Despite a slowing economy and record job losses in recent months, economic reports released Friday suggest the worst of the U.S. recession may be over.
The U.S. government reports new home sales were up sharply in November. The Commerce Department says new home sales increased six percent, the largest monthly advance since December 2000. The figures were stronger than expected and reflect the benefits of the steady and substantial decline in interest rates over the past 12 months. Most home purchases in the United States are financed with 15 or 30 year mortgage loans and the housing market is particularly sensitive to changes in interest rates.
And consumer confidence rose for the first time in six months in December, posting its biggest gain in nearly four years. The New York-based Conference Board says the deterioration in economic conditions that took hold last March may be easing. The report says consumers short-term confidence is no longer at recession levels as many buyers believe the economy may be close to bottoming out and that a rebound is likely early in the new year.
Bernie Markstein, a financial adviser in suburban Philadelphia, believes the economy is set to resume significant growth in the first quarter of 2002. But he says unemployment needs to stop rising before consumer spending makes strong gains. "When you look at the unemployment rate you see an unemployment rate of about five percent.

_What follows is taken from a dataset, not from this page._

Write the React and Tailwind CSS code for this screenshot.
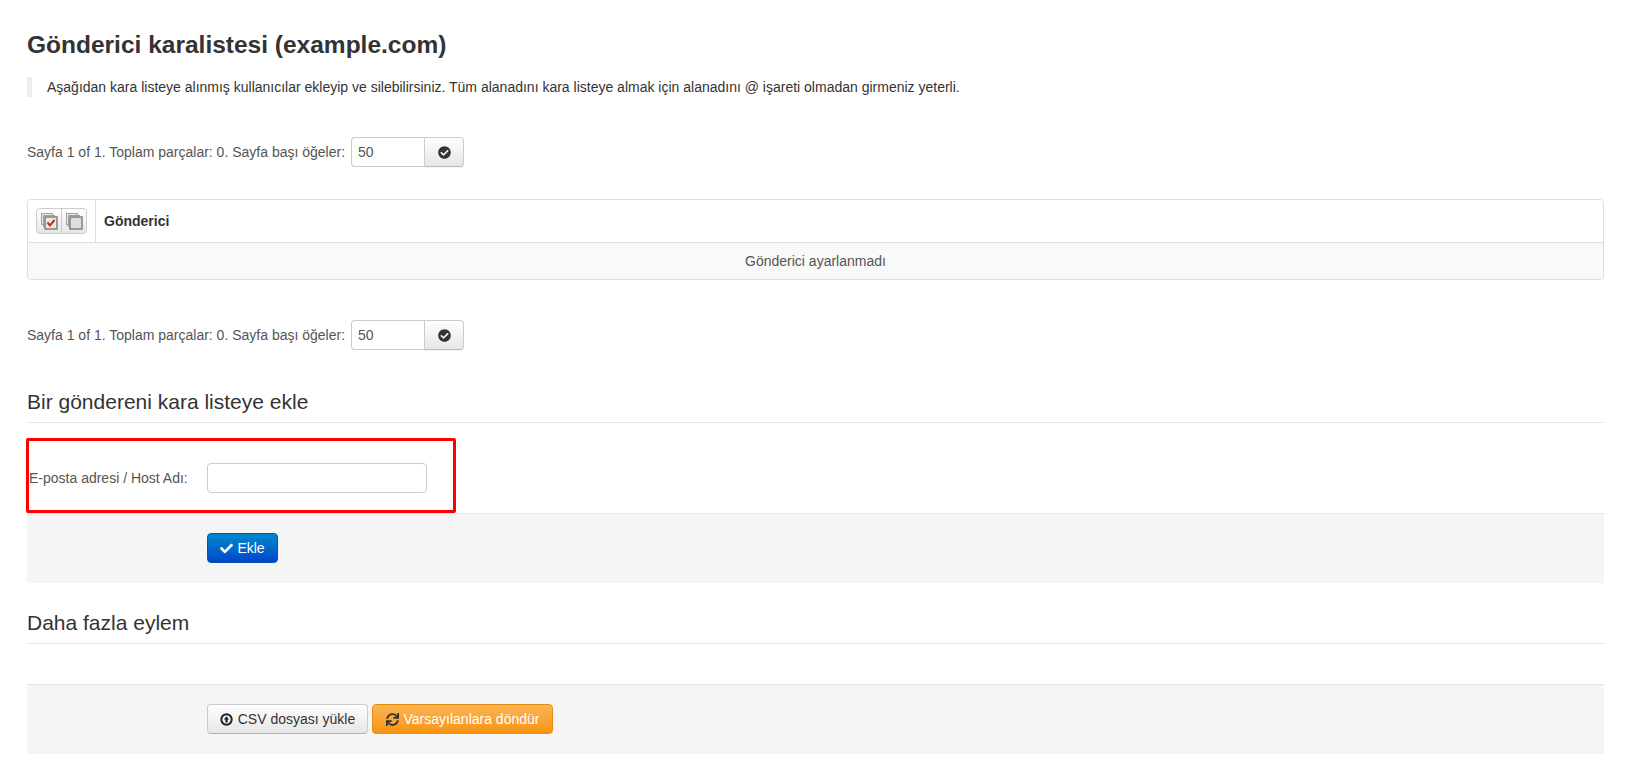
import React from "react";
import { FaCheck, FaCheckCircle, FaSync } from "react-icons/fa";

const Pager = ({ className = "" }) => (
  <div className={`flex items-center h-[30px] text-[14px] text-[#555] ${className}`}>
    <span>Sayfa 1 of 1. Toplam parçalar: 0. Sayfa başı öğeler:</span>
    <input
      readOnly
      value="50"
      className="ml-[6px] w-[73px] h-[30px] px-[6px] text-[14px] text-[#555] bg-white border border-[#ccc] border-r-0 rounded-l-[4px] outline-none"
    />
    <button className="flex items-center justify-center w-[40px] h-[30px] bg-gradient-to-b from-white to-[#e6e6e6] border border-[#ccc] border-b-[#bbb] rounded-r-[4px] shadow-[0_1px_1px_rgba(0,0,0,0.05)]">
      <FaCheckCircle className="text-[13px] text-[#333]" />
    </button>
  </div>
);

const SectionTitle = ({ children }) => (
  <h3 className="h-[36px] text-[21px] leading-[30px] text-[#333] border-b border-[#e5e5e5]">{children}</h3>
);

// stacked squares icon for the select/deselect buttons
const StackIcon = ({ checked }) => (
  <svg width="17" height="17" viewBox="0 0 17 17">
    <rect x="0.5" y="0.5" width="11" height="11" fill="#e8e8e8" stroke="#a0a0a0" />
    <rect x="2.5" y="2.5" width="11" height="11" fill="#dcdcdc" stroke="#a0a0a0" />
    <rect x="4" y="4" width="12" height="12" fill={checked ? "#e8e8e8" : "#dedede"} stroke="#808080" strokeWidth="1.5" />
    {checked && <path d="M6.5 9.5l2.5 3 4.5-5.5" fill="none" stroke="#c8281c" strokeWidth="2" />}
  </svg>
);

const CircleUpIcon = () => (
  <svg width="13" height="13" viewBox="0 0 13 13" className="shrink-0">
    <circle cx="6.5" cy="6.5" r="5.2" fill="none" stroke="#222" strokeWidth="2" />
    <path d="M6.5 3.2L9.2 6.4H7.6V9.6H5.4V6.4H3.8z" fill="#222" />
  </svg>
);

const App = () => {
  return (
    <div className="min-h-[776px] bg-white pl-[27px] pr-[25px] pt-[28px] font-['Liberation_Sans',Arial,sans-serif] text-[14px] text-[#333]">
      <h1 className="text-[24.5px] leading-[34px] font-bold text-[#333]">Gönderici karalistesi (example.com)</h1>

      <blockquote className="mt-[15px] h-[20px] pl-[15px] border-l-[5px] border-[#eee] text-[14px] leading-[20px] text-[#333]">
        Aşağıdan kara listeye alınmış kullanıcılar ekleyip ve silebilirsiniz. Tüm alanadını kara listeye almak için alanadını @ işareti olmadan girmeniz yeterli.
      </blockquote>

      <Pager className="mt-[40px]" />

      <div className="mt-[32px] border border-[#ddd] rounded-[4px] overflow-hidden">
        <div className="flex h-[43px] bg-white border-b border-[#ddd]">
          <div className="flex items-center justify-center w-[68px] border-r border-[#ddd]">
            <div className="flex h-[26px] border border-[#ccc] rounded-[4px] bg-gradient-to-b from-white to-[#e6e6e6]">
              <button className="flex items-center justify-center w-[25px] border-r border-[#ccc]">
                <StackIcon checked />
              </button>
              <button className="flex items-center justify-center w-[24px]">
                <StackIcon />
              </button>
            </div>
          </div>
          <div className="flex items-center pl-[8px] font-bold text-[#333]">Gönderici</div>
        </div>
        <div className="flex items-center justify-center h-[36px] bg-[#f9f9f9] text-[#555]">Gönderici ayarlanmadı</div>
      </div>

      <Pager className="mt-[40px]" />

      <div className="mt-[37px]">
        <SectionTitle>Bir göndereni kara listeye ekle</SectionTitle>
      </div>

      <div className="flex items-center mt-[15px] -ml-[1px] pt-[5px] w-[430px] h-[75px] border-[3px] border-[#f00] rounded-[2px] text-[#555]">
        <label className="w-[178px] text-[14px]">E-posta adresi / Host Adı:</label>
        <input className="w-[220px] h-[30px] bg-white border border-[#ccc] rounded-[4px] outline-none" />
      </div>

      <div className="h-[70px] pt-[19px] pl-[180px] bg-[#f5f5f5] border-t border-[#e5e5e5]">
        <button className="flex items-center justify-center gap-[4px] w-[71px] h-[30px] text-white text-[14px] bg-gradient-to-b from-[#0088cc] to-[#0044cc] border border-[#0055aa] rounded-[4px]">
          <FaCheck className="text-[13px]" />
          Ekle
        </button>
      </div>

      <div className="mt-[25px]">
        <SectionTitle>Daha fazla eylem</SectionTitle>
      </div>

      <div className="flex gap-[4px] mt-[40px] h-[70px] pt-[19px] pl-[180px] bg-[#f5f5f5] border-t border-[#e5e5e5]">
        <button className="flex items-center justify-center gap-[5px] w-[161px] h-[30px] text-[#333] text-[14px] bg-gradient-to-b from-white to-[#e6e6e6] border border-[#ccc] border-b-[#b3b3b3] rounded-[4px]">
          <CircleUpIcon />
          CSV dosyası yükle
        </button>
        <button className="flex items-center justify-center gap-[5px] w-[181px] h-[30px] text-white text-[14px] bg-gradient-to-b from-[#fbb450] to-[#f89406] border border-[#e38d13] rounded-[4px]">
          <FaSync className="text-[13px] text-[#333]" />
          Varsayılanlara döndür
        </button>
      </div>
    </div>
  );
};

export default App;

Which means that 95 per cent of the people are still working," he says. "The problem is when a large percentage of the 95 percent fear they're going to lose their jobs. I think we're at the stage now where that fear is subsiding and people are more willing to come out and spend."
But overall, hard times are the order of the day. The economy is still in its first recession after 10 years of steady growth and prosperity. Nearly two million jobs were cut in 2001 from an economy that had been characterized by labor shortages and job creation. Corporate earnings have evaporated and the stock market is down for the second year in a row. Bankruptcies and a weaker stock market have significantly reduced the financial assets and retirement earnings of millions of Americans.